The story show us the contrast between Alex’s normal life (she lives in a nice house, has her own car, can go to basketball camp and college without worrying about money, and she comes from a good upper middle-class family. It is true that her mother has not coped well with her grief and blames her for her sister’s death and is drinking too much, but her father continues to support her, and her seemed to be a happy family before the tragedy struck), and the lives of the girls of the Black Diamond gang. We get to know them individually, especially Natice, the girl she works with at the pizza place, and we discover that even the most violent and aggressive of them are human beings, who have grown up in difficult situations, without access to any of the privileges Alex grew-up with, and some have had to endure terrible abuse. If at first, she is somebody who had no empathy or understanding for the experiences of the people who live on the other side of the tracks, she gets many of her prejudices challenged and she learns to see the person behind the label.

Alex’s task, though, is not a sociological experiment. She ‘goes native’ with all the risks it entails. Like Kurtz in Heart of Darkness, she risks losing herself in the process. To be convincing enough to be let into their secrets, she has to become one of the girls, and that means doing morally questionable things and committing crimes. Although she might not like what she does, and at times is horrified by her behaviour and that of the other girls, she is honest enough to herself to admit that she enjoys some aspects of the process. She becomes really close to some of the girls but the circumstances conspire to remind her of why she is really there.

This is a novel that explores many types of grief and shows us that not everybody reacts the same way to the loss of a loved one. It also shows us that revenge and justice are not always as simple, pure, and blind as we might think. After all, we are not heroes in a comic, and playing vigilante is far from easy or glamorous. Very few things in life are black or white, and it is easier to hate something or somebody unknown than an individual we have come to care about.

I particularly liked the realistic psychological portrayals of the characters and the way all the girls are shown as both good and bad. Yes, Alex manages to get away with many things that seem very difficult at her age, especially when she had led a reasonably sheltered life, but this is a standard trope of the genre and she is shown as a resourceful young woman who takes all difficulties in her stride.

The book is well-written, with enough descriptions to make us feel as if we were there, but without excessive details. There is action, and the pace is quick. As we share the main character’s point of view, we suffer with her, worry for her safety, and are swept by the maelstrom and chaos of the gang life. The ending is realistic and I think most readers will find it satisfying. (And no, I won’t say anything else).
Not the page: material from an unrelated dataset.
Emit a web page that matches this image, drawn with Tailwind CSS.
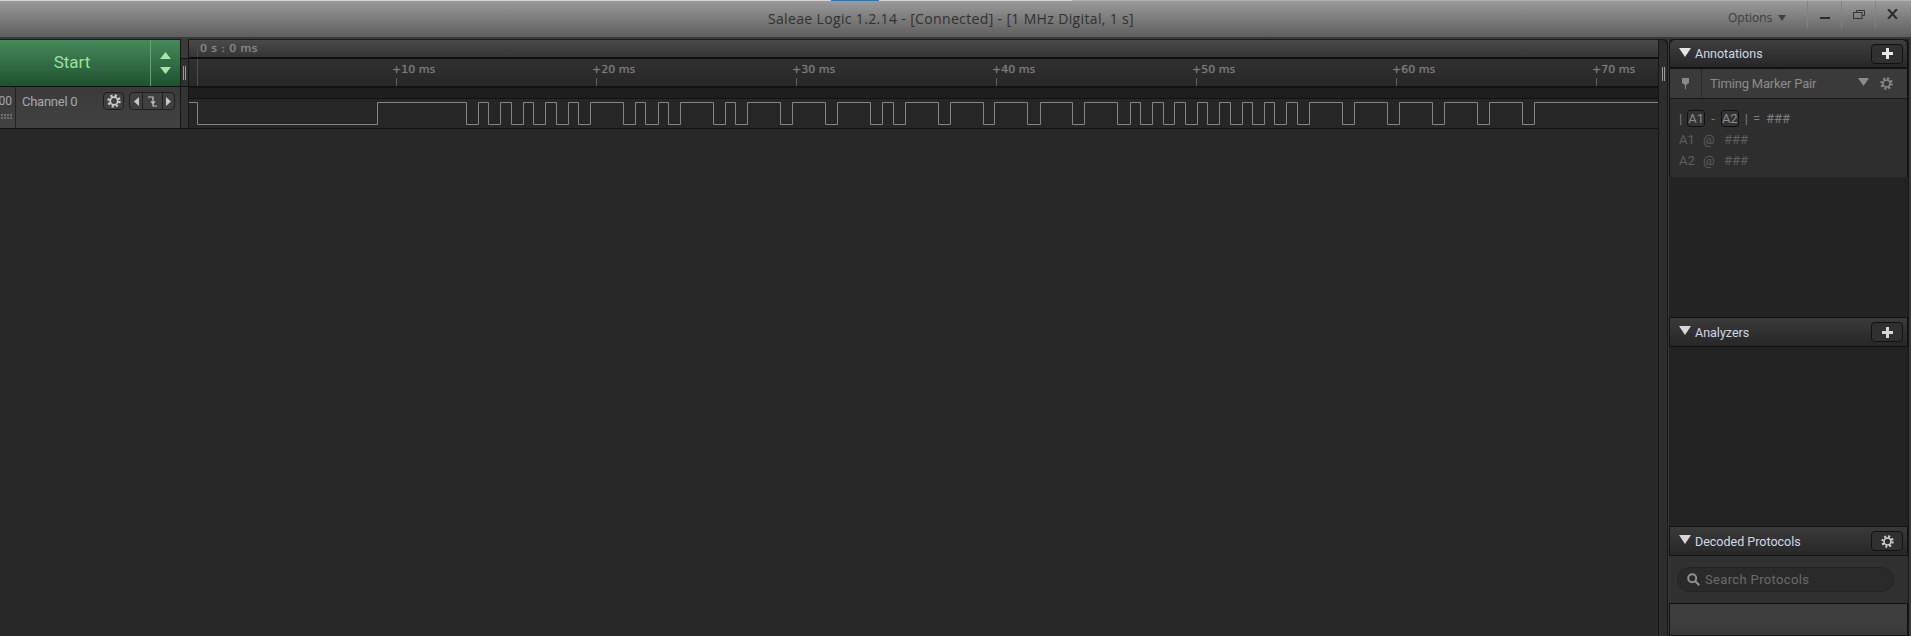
<!DOCTYPE html>
<html>
<head>
<meta charset="utf-8">
<script src="https://cdn.jsdelivr.net/npm/@tailwindcss/browser@4"></script>
</head>
<body class="m-0 bg-[#282828]">
<div class="w-[1911px] h-[636px] overflow-hidden flex flex-col font-['Roboto',sans-serif] bg-[#282828]">
  <!-- title bar -->
  <div class="h-[39px] shrink-0 flex flex-col bg-gradient-to-b from-[#9c9c9c] to-[#5e5e5e] border-b-2 border-[#3a3a3a]">
    <div class="h-px shrink-0 flex">
      <div class="w-[831px] bg-[#d4d4d4]"></div>
      <div class="w-[48px] bg-[#1379e0]"></div>
      <div class="w-[193px] bg-[#d4d4d4]"></div>
      <div class="flex-1 bg-[#b0b0b0]"></div>
    </div>
    <div class="flex-1 flex relative">
      <div class="flex-1 flex justify-center pt-[8px] pr-[9px] font-['Open_Sans',sans-serif] text-[14px] leading-[19px] tracking-[0.35px] text-[#303030] whitespace-nowrap">Saleae Logic 1.2.14 - [Connected] - [1 MHz Digital, 1 s]</div>
      <div class="absolute left-[1728px] top-[9px] flex items-center gap-[6px] font-['Open_Sans',sans-serif] text-[12px] leading-[16px] text-[#3c3c3c]">
        Options
        <svg width="8" height="6" viewBox="0 0 8 6"><path d="M0 0H8L4 6Z" fill="#404040"/></svg>
      </div>
      <div class="absolute left-[1807px] top-0 h-[27px] flex">
        <div class="w-[34px] border-l border-[#828282] flex items-center justify-center pt-[6px]"><div class="w-[10px] h-[2px] bg-[#2c2c2c]"></div></div>
        <div class="w-[34px] border-l border-[#828282] flex items-start justify-center pt-[9px]">
          <svg width="12" height="9" viewBox="0 0 12 9" fill="none" stroke="#333"><path d="M3.5 2V.5H11.5V5.5H9"/><rect x=".5" y="2.5" width="8.5" height="6"/></svg>
        </div>
        <div class="w-[34px] border-l border-[#828282] flex items-start justify-center pt-[8px]">
          <svg width="11" height="10" viewBox="0 0 11 10" fill="none" stroke="#2c2c2c" stroke-width="2"><path d="M1 0 10 10M10 0 1 10"/></svg>
        </div>
      </div>
    </div>
  </div>

  <!-- main -->
  <div class="flex-1 flex min-h-0">
    <!-- capture area -->
    <div class="w-[1658px] shrink-0 flex flex-col">
      <!-- header row -->
      <div class="h-[48px] shrink-0 flex border-b border-[#111]">
        <div class="w-[180px] shrink-0 flex border-t border-[#1c1c1c] bg-gradient-to-b from-[#468a5a] to-[#1f5230]">
          <div class="w-[150px] flex items-center justify-center pr-[6px] text-[17px] text-[#9fe09f]">Start</div>
          <div class="w-[30px] border-l border-[#65a277] flex flex-col items-center justify-center gap-[8px]">
            <svg width="11" height="7" viewBox="0 0 11 7"><path d="M5.5 0 11 7H0Z" fill="#a8e6a8"/></svg>
            <svg width="11" height="7" viewBox="0 0 11 7"><path d="M0 0H11L5.5 7Z" fill="#a8e6a8"/></svg>
          </div>
        </div>
        <div class="w-[9px] shrink-0 flex flex-col border-x border-[#161616]">
          <div class="h-[20px] bg-[#3a3a3a] border-b border-[#111]"></div>
          <div class="flex-1 bg-[#303030] flex items-center justify-center pt-[1px]">
            <div class="w-[3px] h-[14px] border-x border-[#9a9a9a]"></div>
          </div>
        </div>
        <div class="flex-1 flex flex-col">
          <div class="h-[20px] shrink-0 relative border-t border-[#1c1c1c] border-b-2 border-b-[#0f0f0f] bg-gradient-to-b from-[#4a4a4a] to-[#353535] flex items-center pl-[11px] pt-[2px] font-['DejaVu_Sans',sans-serif] text-[11px] tracking-[0.4px] [text-shadow:0_0_1px_#777] text-[#8a8a8a] whitespace-nowrap">
            0 s : 0 ms
            <div class="absolute left-[8px] bottom-0 h-[8px] w-px bg-[#505050]"></div>
          </div>
          <div class="flex-1 bg-gradient-to-b from-[#303030] to-[#272727] flex font-['DejaVu_Sans',sans-serif] text-[11px] leading-[14px] [text-shadow:0_0_1px_#666] text-[#7c7c7c] whitespace-nowrap">
            <div class="w-[9px] shrink-0 border-r border-[#505050]"></div>
            <div class="w-[198px] shrink-0"></div>
            <div class="w-[200px] shrink-0 flex flex-col justify-between">
              <div class="-ml-[4px] mt-[4px]">+10 ms</div>
              <div class="w-px h-[8px] bg-[#5e5e5e]"></div>
            </div>
            <div class="w-[200px] shrink-0 flex flex-col justify-between">
              <div class="-ml-[4px] mt-[4px]">+20 ms</div>
              <div class="w-px h-[8px] bg-[#5e5e5e]"></div>
            </div>
            <div class="w-[200px] shrink-0 flex flex-col justify-between">
              <div class="-ml-[4px] mt-[4px]">+30 ms</div>
              <div class="w-px h-[8px] bg-[#5e5e5e]"></div>
            </div>
            <div class="w-[200px] shrink-0 flex flex-col justify-between">
              <div class="-ml-[4px] mt-[4px]">+40 ms</div>
              <div class="w-px h-[8px] bg-[#5e5e5e]"></div>
            </div>
            <div class="w-[200px] shrink-0 flex flex-col justify-between">
              <div class="-ml-[4px] mt-[4px]">+50 ms</div>
              <div class="w-px h-[8px] bg-[#5e5e5e]"></div>
            </div>
            <div class="w-[200px] shrink-0 flex flex-col justify-between">
              <div class="-ml-[4px] mt-[4px]">+60 ms</div>
              <div class="w-px h-[8px] bg-[#5e5e5e]"></div>
            </div>
            <div class="w-[60px] shrink-0 flex flex-col justify-between">
              <div class="-ml-[4px] mt-[4px]">+70 ms</div>
              <div class="w-px h-[8px] bg-[#5e5e5e]"></div>
            </div>
          </div>
        </div>
      </div>
      <!-- channel row -->
      <div class="h-[42px] shrink-0 flex border-b border-[#111]">
        <div class="w-[180px] shrink-0 flex bg-gradient-to-b from-[#3a3a3a] to-[#424242]">
          <div class="w-[16px] shrink-0 border-r border-[#222] flex flex-col items-end pr-[3px] pt-[6px]">
            <div class="text-[12px] leading-[16px] text-[#a8a8a8]">00</div>
            <div class="mt-[5px] w-[11px] flex flex-col gap-[1px]">
              <div class="h-[2px] bg-[repeating-linear-gradient(90deg,#6e6e6e_0_2px,transparent_2px_3px)]"></div>
              <div class="h-[2px] bg-[repeating-linear-gradient(90deg,#6e6e6e_0_2px,transparent_2px_3px)]"></div>
            </div>
          </div>
          <div class="flex-1 flex items-start pl-[6px] pt-[7px]">
            <div class="w-[81px] text-[13px] leading-[16px] tracking-[-0.25px] text-[#a8a8a8] whitespace-nowrap">Channel 0</div>
            <div class="-mt-[2px] w-[21px] h-[18px] rounded-[4px] border border-[#1f1f1f] bg-[#404040] flex items-center justify-center">
              <svg width="14" height="14" viewBox="0 0 24 24" fill="none" stroke="#cccccc"><circle cx="12" cy="12" r="6.500" stroke-width="3"/><circle cx="12" cy="12" r="9.500" stroke-width="4" stroke-dasharray="3.730 3.730"/></svg>
            </div>
            <div class="-mt-[2px] ml-[5px] w-[46px] h-[18px] rounded-[4px] border border-[#1f1f1f] bg-[#404040] flex">
              <div class="w-[13px] border-r border-[#1f1f1f] flex items-center justify-center"><svg width="5" height="9" viewBox="0 0 5 9"><path d="M5 0V9L0 4.500Z" fill="#c8c8c8"/></svg></div>
              <div class="w-[20px] border-r border-[#1f1f1f] flex items-center justify-center"><svg width="9" height="11" viewBox="0 0 9 11" fill="none" stroke="#c8c8c8" stroke-width="1.200"><path d="M0 1H5V10H9M3 5.500 5 7.500 7 5.500"/></svg></div>
              <div class="flex-1 flex items-center justify-center"><svg width="5" height="9" viewBox="0 0 5 9"><path d="M0 0V9L5 4.500Z" fill="#c8c8c8"/></svg></div>
            </div>
          </div>
        </div>
        <div class="w-[9px] shrink-0 border-x border-[#161616] bg-[#333]"></div>
        <div class="flex-1 flex flex-col bg-[#262626]">
          <div class="h-[12px] shrink-0 bg-[#1e1e1e] border-y border-[#111]"></div>
          <svg class="flex-1 block" width="1469" height="29" viewBox="189 99 1469 29" fill="none" stroke="#858585" stroke-width="1"><path d="M189 102.500H197.500V124.500H377.500V102.500H466.500V124.500H478.500V102.500H488.500V124.500H500.500V102.500H511.500V124.500H523.500V102.500H533.500V124.500H545.500V102.500H556.500V124.500H568.500V102.500H578.500V124.500H590.500V102.500H623.500V124.500H635.500V102.500H645.500V124.500H658.500V102.500H668.500V124.500H680.500V102.500H713.500V124.500H725.500V102.500H735.500V124.500H747.500V102.500H780.500V124.500H792.500V102.500H825.500V124.500H837.500V102.500H870.500V124.500H882.500V102.500H893.500V124.500H905.500V102.500H938.500V124.500H950.500V102.500H983.500V124.500H994.500V102.500H1027.500V124.500H1040.500V102.500H1072.500V124.500H1084.500V102.500H1117.500V124.500H1130.500V102.500H1140.500V124.500H1152.500V102.500H1163.500V124.500H1174.500V102.500H1185.500V124.500H1197.500V102.500H1207.500V124.500H1219.500V102.500H1230.500V124.500H1242.500V102.500H1252.500V124.500H1264.500V102.500H1274.500V124.500H1286.500V102.500H1297.500V124.500H1309.500V102.500H1342.500V124.500H1354.500V102.500H1387.500V124.500H1399.500V102.500H1432.500V124.500H1444.500V102.500H1477.500V124.500H1489.500V102.500H1522.500V124.500H1534.500V102.500H1658"/></svg>
        </div>
      </div>
      <div class="flex-1 bg-[#282828]"></div>
    </div>
    <!-- right splitter -->
    <div class="w-[10px] shrink-0 flex flex-col border-x border-[#161616] rounded-tr-[6px] border-t bg-[#2d2d2d]">
      <div class="h-[20px]"></div>
      <div class="h-[27px] flex items-center justify-center"><div class="w-[3px] h-[14px] border-x border-[#9a9a9a]"></div></div>
    </div>
    <div class="w-px bg-[#3a3a3a]"></div>
    <!-- right panel -->
    <div class="w-[240px] shrink-0 flex flex-col bg-[#232323] border-r border-[#161616] text-[12.5px]">
      <div class="h-[30px] shrink-0 rounded-t-[6px] border border-[#111] border-b-2 bg-gradient-to-b from-[#3f3f3f] to-[#272727] flex items-center pl-[9px] pr-[4px]">
        <svg class="-mt-[3px]" width="12" height="9" viewBox="0 0 12 9"><path d="M0 0H12L6 9Z" fill="#e4e4e4"/></svg>
        <div class="ml-[4px] mt-[1px] flex-1 leading-[16px] text-[#cfdae8]">Annotations</div>
        <div class="w-[32px] h-[20px] rounded-[4px] border border-[#111] bg-[#303030] flex items-center justify-center">
          <svg width="11" height="11" viewBox="0 0 11 11"><path d="M4 0H7V4H11V7H7V11H4V7H0V4H4Z" fill="#e8e8e8"/></svg>
        </div>
      </div>
      <div class="h-[30px] shrink-0 border-x border-b border-x-[#111] border-b-[#191919] bg-[#3a3a3a] flex items-center">
        <div class="w-[31px] h-full flex items-center justify-center">
          <svg width="7" height="11" viewBox="0 0 7 11"><path d="M0 0H7V5L4 7V11H3V7L0 5Z" fill="#888"/></svg>
        </div>
        <div class="flex-1 border-l border-[#2a2a2a] h-full flex items-center pl-[8px] pt-[1px] text-[13px] tracking-[-0.2px] text-[#8c8c8c] whitespace-nowrap">Timing Marker Pair</div>
        <svg class="mr-[11px] -mt-[3px]" width="11" height="8" viewBox="0 0 11 8"><path d="M0 0H11L5.500 8Z" fill="#8c8c8c"/></svg>
        <svg class="mr-[14px]" width="13" height="13" viewBox="0 0 24 24" fill="none" stroke="#8c8c8c"><circle cx="12" cy="12" r="6.500" stroke-width="3"/><circle cx="12" cy="12" r="9.500" stroke-width="4" stroke-dasharray="3.730 3.730"/></svg>
      </div>
      <div class="h-[78px] shrink-0 border-x border-[#111] bg-[#2e2e2e] pl-[9px] pt-[11px] flex flex-col gap-[4px] text-[13px] text-[#5e5e5e]">
        <div class="h-[17px] flex items-center text-[#7e7e7e] whitespace-nowrap">
          <span>|</span>
          <span class="ml-[5px] w-[18px] h-[17px] rounded-[3px] border border-[#111] bg-[#333] flex items-center justify-center text-[#8c8c8c]">A1</span>
          <span class="ml-[6px]">-</span>
          <span class="ml-[6px] w-[18px] h-[17px] rounded-[3px] border border-[#111] bg-[#333] flex items-center justify-center text-[#8c8c8c]">A2</span>
          <span class="ml-[6px]">|</span>
          <span class="ml-[5px]">=</span>
          <span class="ml-[6px]">###</span>
        </div>
        <div class="h-[17px] flex items-center whitespace-nowrap"><span class="w-[24px]">A1</span><span class="w-[21px]">@</span><span>###</span></div>
        <div class="h-[17px] flex items-center whitespace-nowrap"><span class="w-[24px]">A2</span><span class="w-[21px]">@</span><span>###</span></div>
      </div>
      <div class="h-[140px] shrink-0"></div>
      <div class="h-[30px] shrink-0 border border-[#111] bg-gradient-to-b from-[#3a3a3a] to-[#272727] flex items-center pl-[9px] pr-[4px]">
        <svg class="-mt-[3px]" width="12" height="9" viewBox="0 0 12 9"><path d="M0 0H12L6 9Z" fill="#d8d8d8"/></svg>
        <div class="ml-[4px] mt-[1px] flex-1 leading-[16px] text-[#cfdae8]">Analyzers</div>
        <div class="w-[32px] h-[20px] rounded-[4px] border border-[#111] bg-[#303030] flex items-center justify-center">
          <svg width="11" height="11" viewBox="0 0 11 11"><path d="M4 0H7V4H11V7H7V11H4V7H0V4H4Z" fill="#d8d8d8"/></svg>
        </div>
      </div>
      <div class="h-[179px] shrink-0 bg-[#222]"></div>
      <div class="h-[30px] shrink-0 border border-[#111] bg-gradient-to-b from-[#3a3a3a] to-[#272727] flex items-center pl-[9px] pr-[4px]">
        <svg class="-mt-[3px]" width="12" height="9" viewBox="0 0 12 9"><path d="M0 0H12L6 9Z" fill="#d8d8d8"/></svg>
        <div class="ml-[4px] mt-[1px] flex-1 leading-[16px] text-[#cfdae8] whitespace-nowrap">Decoded Protocols</div>
        <div class="w-[32px] h-[20px] rounded-[4px] border border-[#111] bg-[#303030] flex items-center justify-center">
          <svg width="13" height="13" viewBox="0 0 24 24" fill="none" stroke="#d0d0d0"><circle cx="12" cy="12" r="6.500" stroke-width="3"/><circle cx="12" cy="12" r="9.500" stroke-width="4" stroke-dasharray="3.730 3.730"/></svg>
        </div>
      </div>
      <div class="h-[47px] shrink-0 bg-[#303030] pt-[11px] pl-[8px]">
        <div class="w-[217px] h-[25px] rounded-full border border-[#242424] bg-[#2a2a2a] flex items-center pl-[9px] gap-[5px] text-[13px] tracking-[0.35px] text-[#6a6a6a]">
          <svg width="13" height="13" viewBox="0 0 13 13" fill="none" stroke="#909090" stroke-width="2"><circle cx="5.200" cy="5.200" r="4"/><path d="M8.200 8.200 12.300 12.300"/></svg>
          Search Protocols
        </div>
      </div>
      <div class="flex-1 border border-[#111] bg-gradient-to-b from-[#3e3e3e] from-[60%] to-[#383838]"></div>
    </div>
    <div class="flex-1 bg-[#3a3a3a]"></div>
  </div>
</div>
</body>
</html>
In sum, this is a novel of psychological depth and good emotional insight that looks closely at family relationships, friendships, grief, revenge, and gang culture. It does not shy from the ugliness and violence of that world and it constructs believable characters, some that we like and some that we dislike. It is not an easy book to read (as mentioned, there is violence, drug taking, and criminal behaviour) but it is one that grabs the reader at an emotional level and does not let go. It combines good action with strong characters and I recommend it to lovers of the genre and, in general, to those who enjoy well-written novels, dealing with complex matters and populated by diverse characters.